***** Data block

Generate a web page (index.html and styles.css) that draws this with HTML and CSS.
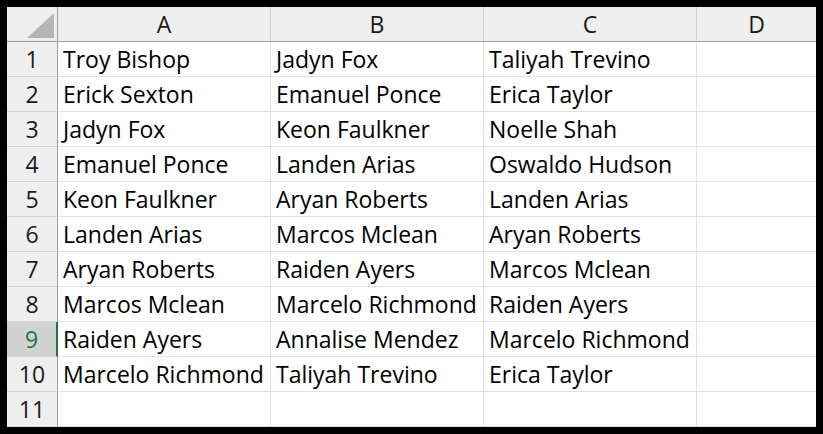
FILE: index.html
```html
<!DOCTYPE html>
<html>
<head>
<meta charset="utf-8">
<link rel="stylesheet" href="styles.css">
</head>
<body>
<div class="frame">
  <div class="sheet">
    <div class="corner"><svg width="27" height="25" viewBox="0 0 27 25"><polygon points="27,0 27,25 0,25" fill="#b5b5b5"/></svg></div>
    <div class="colhead">A</div>
    <div class="colhead">B</div>
    <div class="colhead">C</div>
    <div class="colhead last">D</div>

    <div class="rowhead">1</div><div class="cell">Troy Bishop</div><div class="cell">Jadyn Fox</div><div class="cell">Taliyah Trevino</div><div class="cell last"></div>
    <div class="rowhead">2</div><div class="cell">Erick Sexton</div><div class="cell">Emanuel Ponce</div><div class="cell">Erica Taylor</div><div class="cell last"></div>
    <div class="rowhead">3</div><div class="cell">Jadyn Fox</div><div class="cell">Keon Faulkner</div><div class="cell">Noelle Shah</div><div class="cell last"></div>
    <div class="rowhead">4</div><div class="cell">Emanuel Ponce</div><div class="cell">Landen Arias</div><div class="cell">Oswaldo Hudson</div><div class="cell last"></div>
    <div class="rowhead">5</div><div class="cell">Keon Faulkner</div><div class="cell">Aryan Roberts</div><div class="cell">Landen Arias</div><div class="cell last"></div>
    <div class="rowhead">6</div><div class="cell">Landen Arias</div><div class="cell">Marcos Mclean</div><div class="cell">Aryan Roberts</div><div class="cell last"></div>
    <div class="rowhead">7</div><div class="cell">Aryan Roberts</div><div class="cell">Raiden Ayers</div><div class="cell">Marcos Mclean</div><div class="cell last"></div>
    <div class="rowhead">8</div><div class="cell">Marcos Mclean</div><div class="cell">Marcelo Richmond</div><div class="cell">Raiden Ayers</div><div class="cell last"></div>
    <div class="rowhead selected">9</div><div class="cell">Raiden Ayers</div><div class="cell">Annalise Mendez</div><div class="cell">Marcelo Richmond</div><div class="cell last"></div>
    <div class="rowhead">10</div><div class="cell">Marcelo Richmond</div><div class="cell">Taliyah Trevino</div><div class="cell">Erica Taylor</div><div class="cell last"></div>
    <div class="rowhead">11</div><div class="cell"></div><div class="cell"></div><div class="cell"></div><div class="cell last"></div>
  </div>
</div>
</body>
</html>
```
FILE: styles.css
```css
html, body {
  margin: 0;
  padding: 0;
  background: #000;
}
.frame {
  width: 823px;
  height: 434px;
  box-sizing: border-box;
  padding: 7px 7px 8px 7px;
  background: #000;
  overflow: hidden;
}
.sheet {
  display: grid;
  grid-template-columns: 51px 213px 213px 213px 1fr;
  grid-auto-rows: 35px;
  background: #fff;
  height: 100%;
  font-family: "Open Sans", "Noto Sans", sans-serif;
  font-size: 23px;
  color: #000;
}
.sheet > div {
  box-sizing: border-box;
  border-right: 1px solid #e1e1e1;
  border-bottom: 1px solid #e1e1e1;
  display: flex;
  align-items: center;
  white-space: nowrap;
  overflow: visible;
}
.corner {
  background: #efefef;
  justify-content: flex-end;
  align-items: flex-end !important;
  padding: 0 3px 3px 0;
  border-right-color: #9e9e9e !important;
  border-bottom-color: #9e9e9e !important;
}
.corner svg { display: block; }
.colhead {
  background: #efefef;
  justify-content: center;
  border-right-color: #d0d0d0 !important;
  border-bottom-color: #9e9e9e !important;
  color: #1a1a1a;
}
.rowhead {
  background: #efefef;
  justify-content: center;
  border-right-color: #9e9e9e !important;
  border-bottom-color: #d4d4d4 !important;
  color: #1a1a1a;
}
.rowhead.selected {
  background: #d2d2d2;
  color: #217346;
  border-right: 2px solid #217346 !important;
}
.cell {
  padding-left: 5px;
}
.last {
  border-right: none !important;
}
```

**********

All of the material above should be reproduced exactly, except the pictures.

Generate a web page (index.html and styles.css) that draws this with HTML and CSS.
FILE: index.html
```html
<!DOCTYPE html>
<html>
<head>
<meta charset="utf-8">
<link rel="stylesheet" href="styles.css">
</head>
<body>
<div class="frame">
  <div class="sheet">
    <div class="corner"><svg width="27" height="25" viewBox="0 0 27 25"><polygon points="27,0 27,25 0,25" fill="#b5b5b5"/></svg></div>
    <div class="colhead">A</div>
    <div class="colhead">B</div>
    <div class="colhead">C</div>
    <div class="colhead last">D</div>

    <div class="rowhead">1</div><div class="cell">Troy Bishop</div><div class="cell">Jadyn Fox</div><div class="cell">Taliyah Trevino</div><div class="cell last"></div>
    <div class="rowhead">2</div><div class="cell">Erick Sexton</div><div class="cell">Emanuel Ponce</div><div class="cell">Erica Taylor</div><div class="cell last"></div>
    <div class="rowhead">3</div><div class="cell">Jadyn Fox</div><div class="cell">Keon Faulkner</div><div class="cell">Noelle Shah</div><div class="cell last"></div>
    <div class="rowhead">4</div><div class="cell">Emanuel Ponce</div><div class="cell">Landen Arias</div><div class="cell">Oswaldo Hudson</div><div class="cell last"></div>
    <div class="rowhead">5</div><div class="cell">Keon Faulkner</div><div class="cell">Aryan Roberts</div><div class="cell">Landen Arias</div><div class="cell last"></div>
    <div class="rowhead">6</div><div class="cell">Landen Arias</div><div class="cell">Marcos Mclean</div><div class="cell">Aryan Roberts</div><div class="cell last"></div>
    <div class="rowhead">7</div><div class="cell">Aryan Roberts</div><div class="cell">Raiden Ayers</div><div class="cell">Marcos Mclean</div><div class="cell last"></div>
    <div class="rowhead">8</div><div class="cell">Marcos Mclean</div><div class="cell">Marcelo Richmond</div><div class="cell">Raiden Ayers</div><div class="cell last"></div>
    <div class="rowhead selected">9</div><div class="cell">Raiden Ayers</div><div class="cell">Annalise Mendez</div><div class="cell">Marcelo Richmond</div><div class="cell last"></div>
    <div class="rowhead">10</div><div class="cell">Marcelo Richmond</div><div class="cell">Taliyah Trevino</div><div class="cell">Erica Taylor</div><div class="cell last"></div>
    <div class="rowhead">11</div><div class="cell"></div><div class="cell"></div><div class="cell"></div><div class="cell last"></div>
  </div>
</div>
</body>
</html>
```
FILE: styles.css
```css
html, body {
  margin: 0;
  padding: 0;
  background: #000;
}
.frame {
  width: 823px;
  height: 434px;
  box-sizing: border-box;
  padding: 7px 7px 8px 7px;
  background: #000;
  overflow: hidden;
}
.sheet {
  display: grid;
  grid-template-columns: 51px 213px 213px 213px 1fr;
  grid-auto-rows: 35px;
  background: #fff;
  height: 100%;
  font-family: "Open Sans", "Noto Sans", sans-serif;
  font-size: 23px;
  color: #000;
}
.sheet > div {
  box-sizing: border-box;
  border-right: 1px solid #e1e1e1;
  border-bottom: 1px solid #e1e1e1;
  display: flex;
  align-items: center;
  white-space: nowrap;
  overflow: visible;
}
.corner {
  background: #efefef;
  justify-content: flex-end;
  align-items: flex-end !important;
  padding: 0 3px 3px 0;
  border-right-color: #9e9e9e !important;
  border-bottom-color: #9e9e9e !important;
}
.corner svg { display: block; }
.colhead {
  background: #efefef;
  justify-content: center;
  border-right-color: #d0d0d0 !important;
  border-bottom-color: #9e9e9e !important;
  color: #1a1a1a;
}
.rowhead {
  background: #efefef;
  justify-content: center;
  border-right-color: #9e9e9e !important;
  border-bottom-color: #d4d4d4 !important;
  color: #1a1a1a;
}
.rowhead.selected {
  background: #d2d2d2;
  color: #217346;
  border-right: 2px solid #217346 !important;
}
.cell {
  padding-left: 5px;
}
.last {
  border-right: none !important;
}
```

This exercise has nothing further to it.